Sir Charles Murrel of Ratcliff too,
His sister's son was he;
Sir David Lamb so well esteem'd,
Yet saved could not be.


The familiar sound in these names destroys the majesty of the
description; for this reason I do not mention this part of the poem
but to show the natural cast of thought which appears in it, as the
two last verses look almost like a translation of Virgil.


- Cadit et Ripheus justissimus unus
Qui fuit in Teucris et servantissimus aequi.
Diis aliter visum.
AEn. ii. 426.

Then Ripheus fell in the unequal fight,
Just of his word, observant of the right:
Heav'n thought not so.
DRYDEN.


In the catalogue of the English who fell, Witherington's behaviour
is in the same manner particularised very artfully, as the reader is
prepared for it by that account which is given of him in the
beginning of the battle; though I am satisfied your little buffoon
readers, who have seen that passage ridiculed in "Hudibras," will
not be able to take the beauty of it: for which reason I dare not
so much as quote it.


Then stept a gallant 'squire forth,
Witherington was his name,
Who said, "I would not have it told
To Henry our king for shame,

"That e'er my captain fought on foot,
And I stood looking on."


We meet with the same heroic sentiment in Virgil:


Non pudet, O Rutuli, cunctis pro talibus unam
Objectare animam? numerone an viribus aequi
Non sumus?
AEn. xii. 229

For shame, Rutilians, can you hear the sight
Of one exposed for all, in single fight?
Can we before the face of heav'n confess
Our courage colder, or our numbers less?
DRYDEN.


What can be more natural, or more moving, than the circumstances in
which he describes the behaviour of those women who had lost their
husbands on this fatal day?


Next day did many widows come
Their husbands to bewail;
They wash'd their wounds in brinish tears,
But all would not prevail.

Their bodies bathed in purple blood,
They bore with them away;
They kiss'd them dead a thousand times,
When they were clad in clay.


Thus we see how the thoughts of this poem, which naturally arise
from the subject, are always simple, and sometimes exquisitely
noble; that the language is often very sounding, and that the whole
is written with a true poetical spirit.

If this song had been written in the Gothic manner which is the
delight of all our little wits, whether writers or readers, it would
not have hit the taste of so many ages, and have pleased the readers
of all ranks and conditions. I shall only beg pardon for such a
profusion of Latin quotations; which I should not have made use of,
but that I feared my own judgment would have looked too singular on
such a subject, had not I supported it by the practice and authority
of Virgil.



A DREAM OF THE PAINTERS.



- Animum pictura pascit inani.
VIRG., AEn. i. 464.

And with the shadowy picture feeds his mind.

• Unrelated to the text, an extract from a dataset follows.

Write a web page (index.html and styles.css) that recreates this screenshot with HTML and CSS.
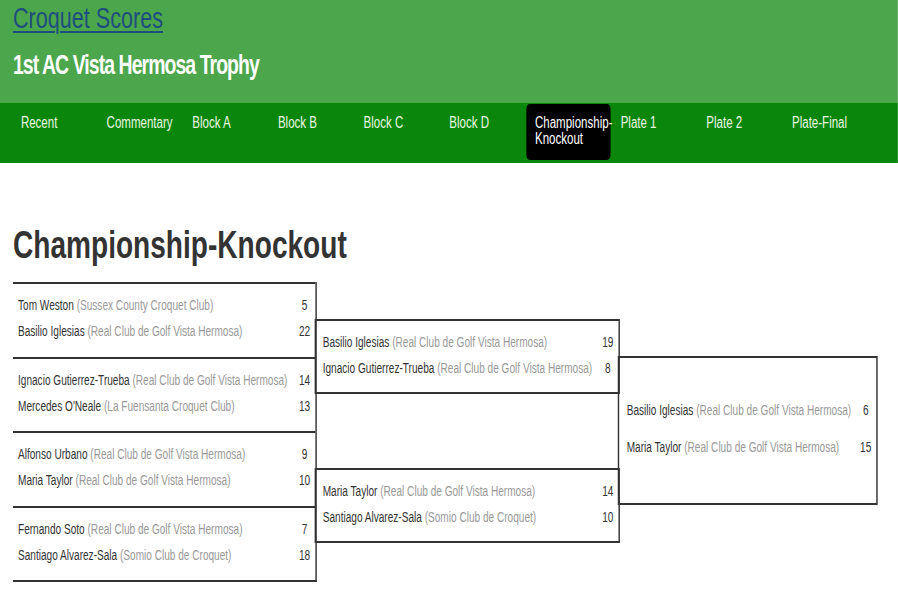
FILE: index.html
```html
<!DOCTYPE html>
<html lang="en">
<head>
    <meta charset="UTF-8">
    <meta name="viewport" content="width=device-width, initial-scale=1.0">
    <title>Croquet Scores - Championship-Knockout</title>
    <link rel="stylesheet" href="styles.css">
</head>
<body>
<div class="frame">
<div class="page">
    <!-- site header with event name -->
    <header class="siteHeader">
        <a class="siteName" href="#">Croquet Scores</a>
        <h2 class="eventName">1st AC Vista Hermosa Trophy</h2>
    </header>

    <!-- event sections -->
    <nav class="eventNav">
        <a href="#">Recent</a>
        <a href="#">Commentary</a>
        <a href="#">Block A</a>
        <a href="#">Block B</a>
        <a href="#">Block C</a>
        <a href="#">Block D</a>
        <a href="#" class="active">Championship-Knockout</a>
        <a href="#">Plate 1</a>
        <a href="#">Plate 2</a>
        <a href="#">Plate-Final</a>
    </nav>

    <main>
        <h1 class="pageTitle">Championship-Knockout</h1>

        <!-- knockout draw -->
        <section class="bracket">
            <div class="round roundOne">
                <div class="match">
                    <div class="player"><span class="name">Tom Weston <em>(Sussex County Croquet Club)</em></span><span class="score">5</span></div>
                    <div class="player"><span class="name">Basilio Iglesias <em>(Real Club de Golf Vista Hermosa)</em></span><span class="score">22</span></div>
                </div>
                <div class="match">
                    <div class="player"><span class="name">Ignacio Gutierrez-Trueba <em>(Real Club de Golf Vista Hermosa)</em></span><span class="score">14</span></div>
                    <div class="player"><span class="name">Mercedes O'Neale <em>(La Fuensanta Croquet Club)</em></span><span class="score">13</span></div>
                </div>
                <div class="match">
                    <div class="player"><span class="name">Alfonso Urbano <em>(Real Club de Golf Vista Hermosa)</em></span><span class="score">9</span></div>
                    <div class="player"><span class="name">Maria Taylor <em>(Real Club de Golf Vista Hermosa)</em></span><span class="score">10</span></div>
                </div>
                <div class="match">
                    <div class="player"><span class="name">Fernando Soto <em>(Real Club de Golf Vista Hermosa)</em></span><span class="score">7</span></div>
                    <div class="player"><span class="name">Santiago Alvarez-Sala <em>(Somio Club de Croquet)</em></span><span class="score">18</span></div>
                </div>
            </div>

            <div class="round roundTwo">
                <div class="slot">
                    <div class="match">
                        <div class="player"><span class="name">Basilio Iglesias <em>(Real Club de Golf Vista Hermosa)</em></span><span class="score">19</span></div>
                        <div class="player"><span class="name">Ignacio Gutierrez-Trueba <em>(Real Club de Golf Vista Hermosa)</em></span><span class="score">8</span></div>
                    </div>
                </div>
                <div class="slot">
                    <div class="match">
                        <div class="player"><span class="name">Maria Taylor <em>(Real Club de Golf Vista Hermosa)</em></span><span class="score">14</span></div>
                        <div class="player"><span class="name">Santiago Alvarez-Sala <em>(Somio Club de Croquet)</em></span><span class="score">10</span></div>
                    </div>
                </div>
            </div>

            <div class="round roundFinal">
                <div class="match">
                    <div class="player"><span class="name">Basilio Iglesias <em>(Real Club de Golf Vista Hermosa)</em></span><span class="score">6</span></div>
                    <div class="player"><span class="name">Maria Taylor <em>(Real Club de Golf Vista Hermosa)</em></span><span class="score">15</span></div>
                </div>
            </div>
        </section>
    </main>
</div>
</div>
</body>
</html>
```

FILE: styles.css
```css
* {
    padding: 0px;
    margin: 0px;
    box-sizing: border-box;
}
body {
    background-color: white;
    color: #333;
    font-family: "Liberation Sans", Arial, sans-serif;
}
/* the site is drawn with a narrow face, so the whole page is squeezed sideways */
.frame {
    width: 100%;
    overflow: hidden;
}
.page {
    width: 1247px;
    transform: scaleX(0.72);
    transform-origin: top left;
}

/* header */
.siteHeader {
    background-color: #4ca64c;
    height: 103px;
    padding: 0px 18px;
}
.siteName {
    display: inline-block;
    color: #1d4f7c;
    font-size: 30px;
    line-height: 36px;
    text-decoration: underline;
    text-decoration-thickness: 2px;
    text-underline-offset: 3px;
}
.eventName {
    color: white;
    font-size: 27px;
    letter-spacing: -1.3px;
    line-height: 32px;
    margin-top: 13px;
}

/* nav */
.eventNav {
    background-color: #0a870a;
    height: 60px;
    padding: 1px 0px 0px 17px;
    display: flex;
    gap: 2px;
}
.eventNav a {
    width: 117px;
    height: 56px;
    padding: 11px 0px 0px 12px;
    color: #eaf6e2;
    text-decoration: none;
    font-size: 16px;
    line-height: 16px;
}
.eventNav a.active {
    background-color: black;
    border-radius: 5px;
    color: white;
}

/* title */
main {
    padding: 60px 18px 20px 18px;
}
.pageTitle {
    font-size: 39px;
    line-height: 44px;
    color: #333;
    margin-bottom: 15px;
}

/* bracket */
.bracket {
    display: flex;
    align-items: flex-start;
}
.match {
    font-size: 14px;
    line-height: 26px;
}
.player {
    display: flex;
    justify-content: space-between;
}
.name {
    white-space: nowrap;
}
.name em {
    font-style: normal;
    color: #999;
}
.score {
    width: 30px;
    text-align: center;
}

.roundOne {
    width: 422px;
    border-right: 2.8px solid #333;
    border-bottom: 2px solid #333;
}
.roundOne .match {
    height: 74.5px;
    border-top: 2px solid #333;
    padding: 8px 0px 0px 7px;
}

.roundTwo {
    width: 424px;
    margin-left: -2.8px;
}
.roundTwo .slot {
    height: 149px;
    padding-top: 37px;
}
.roundTwo .match {
    height: 75px;
    border: 2px solid #333;
    border-left-width: 2.8px;
    border-right-width: 2.8px;
    padding: 8px 0px 0px 9px;
}

.roundFinal {
    width: 361px;
    margin-left: -2.8px;
    padding-top: 74px;
}
.roundFinal .match {
    height: 149px;
    border: 2px solid #333;
    border-left-width: 2.8px;
    border-right-width: 2.8px;
    padding: 0px 0px 4px 10px;
    line-height: 37px;
    display: flex;
    flex-direction: column;
    justify-content: center;
}
```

When the weather hinders me from taking my diversions without-doors,
I frequently make a little party, with two or three select friends,
to visit anything curious that may be seen under cover. My
principal entertainments of this nature are pictures, insomuch that
when I have found the weather set in to be very bad, I have taken a
whole day's journey to see a gallery that is furnished by the hands
of great masters. By this means, when the heavens are filled with
clouds, when the earth swims in rain, and all nature wears a
lowering countenance, I withdraw myself from these uncomfortable
scenes, into the visionary worlds of art; where I meet with shining
landscapes, gilded triumphs, beautiful faces, and all those other
objects that fill the mind with gay ideas, and disperse that
gloominess which is apt to hang upon it in those dark disconsolate
seasons.

I was some weeks ago in a course of these diversions, which had
taken such an entire possession of my imagination that they formed
in it a short morning's dream, which I shall communicate to my
reader, rather as the first sketch and outlines of a vision, than as
a finished piece.

I dreamt that I was admitted into a long, spacious gallery, which
had one side covered with pieces of all the famous painters who are
now living, and the other with the works of the greatest masters
that are dead.

On the side of the living, I saw several persons busy in drawing,
colouring, and designing. On the side of the dead painters, I could
not discover more than one person at work, who was exceeding slow in
his motions, and wonderfully nice in his touches.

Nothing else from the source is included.